Product SiteDocumentation Site

1.2.3. Example: WordCount

A very often-used example to demonstrate map-reduce is WordCount, a simple program that counts the frequency of words in a text. (It is so common, in fact, that it deserves to be called the "Hello, World!" of map-reduce.) There are of course many other ways to apply map-reduce. This example is only a basic introduction.
The input to a WordCount map-reduce application typically consists of plain lines of text. There are many different possibilities for translating these simple lines into key-value pairs. One option is to give the whole line as a key and leave the value empty.[1] Since that is what is typically done in WebMapReduce, we will illustrate it this way. So, given two lines of text like the following:
one fish two fish
red fish blue fish
The mapper will receive these two key-value pairs:

<"one fish two fish", "">
<"red fish blue fish", "">

Note

The <key, value> format is just a convention denoting an abstract key-value pair.

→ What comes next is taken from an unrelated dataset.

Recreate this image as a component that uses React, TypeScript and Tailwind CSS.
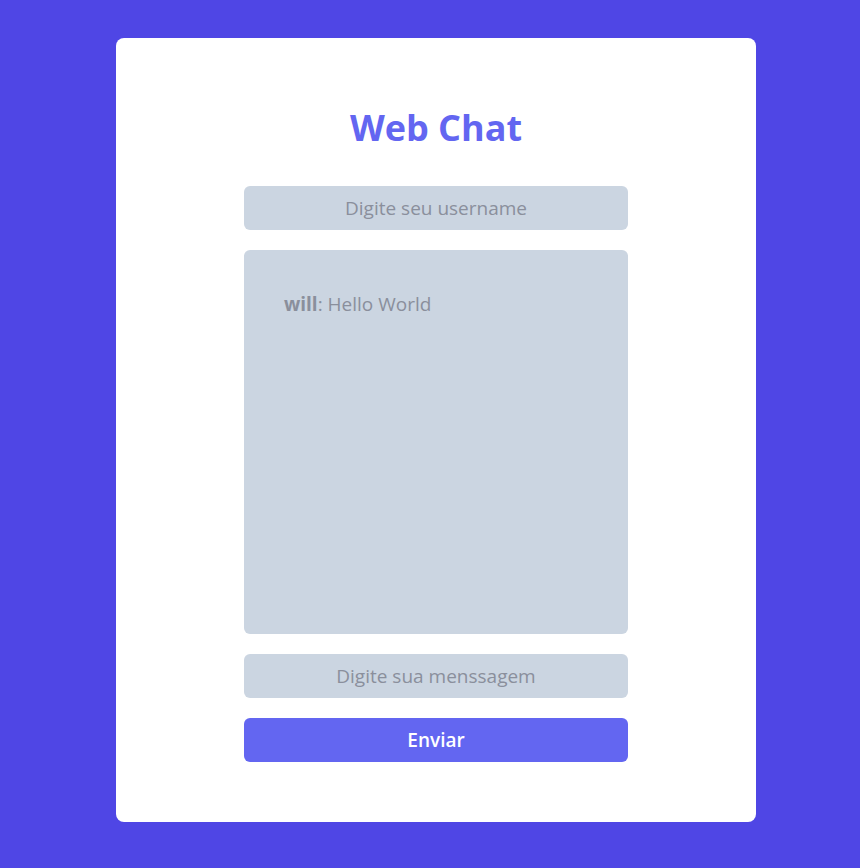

It does not mean to suggest that your mapper will receive a string that looks like this. In WebMapReduce, the exact representation of a key-value pair depends on your language. They are typically just two separate arguments to a function.
What should the mapper do with these? Since the goal is to produce a list of words and their associated counts, a good strategy is to split the line into its constituent words, outputting each word as a key (remember that a single map can output multiple pairs!), along with a count as the value. These lines would then become:

<"one fish two fish", "">  =>  <"one", 1>
                               <"fish", 1>
                               <"two", 1>
                               <"fish", 1>
<"red fish blue fish", "">  =>  <"red", 1>
                                <"fish", 1>
                                <"blue", 1>
                                <"fish", 1>

We will not give code for such a mapper here, but as an exercise, think of how you would write a function to split a line like this in your favorite programming language. It shouldn't take much more than a few moments of thought and a dash of code. In Section 2.6, “Example Job”, we will show how easy it is to use WebMapReduce to write a WordCount application in Python. Hold your breath!
Now to the reducer. The obvious task that remains is to add together all the individual counts for every unique word produced in the map phase. The map-reduce framework makes this task easy by grouping the counts by word for us. Each reduce task should receive a key and a list of the values associated with it. For the lines above, the pairs would be:

<"blue", ["1"]>
<"fish", ["1", "1", "1", "1"]>
<"one",  ["1"]>
<"red",  ["1"]>
<"two",  ["1"]>

Note

A small aside: notice that the previously-numeric 1's that were produced in the map phase have become strings before being input to the reducer. In WebMapReduce, this may or may not happen, depending on your language. It is simplification that WMR typically makes in order to make configuration easier for the user.
For each key and list of values, the reducer should simply iterate through the list and produce a final count, which it should output with the key. The final key-value pairs should then be:

<"blue", 1>
<"fish", 4>
<"one", 1>
<"red", 1>
<"two", 1>

Finally, we have our result! The only remaining question is, just how will these key-value pairs be represented in the output file? In WebMapReduce, the answer is that all files—both input and output—are text files where each line is a key-value pair, and keys are separated from values by a tab character. The output file in this example will be:
blue    1
fish    4
one     1
red     1
two     1


[1] Other possibilites are to give the line as a value and leave the key empty, or to give another property, like the byte offset of the line in the file, as the key. That is how Hadoop, the framework that underlies WebMapReduce, typically gives lines.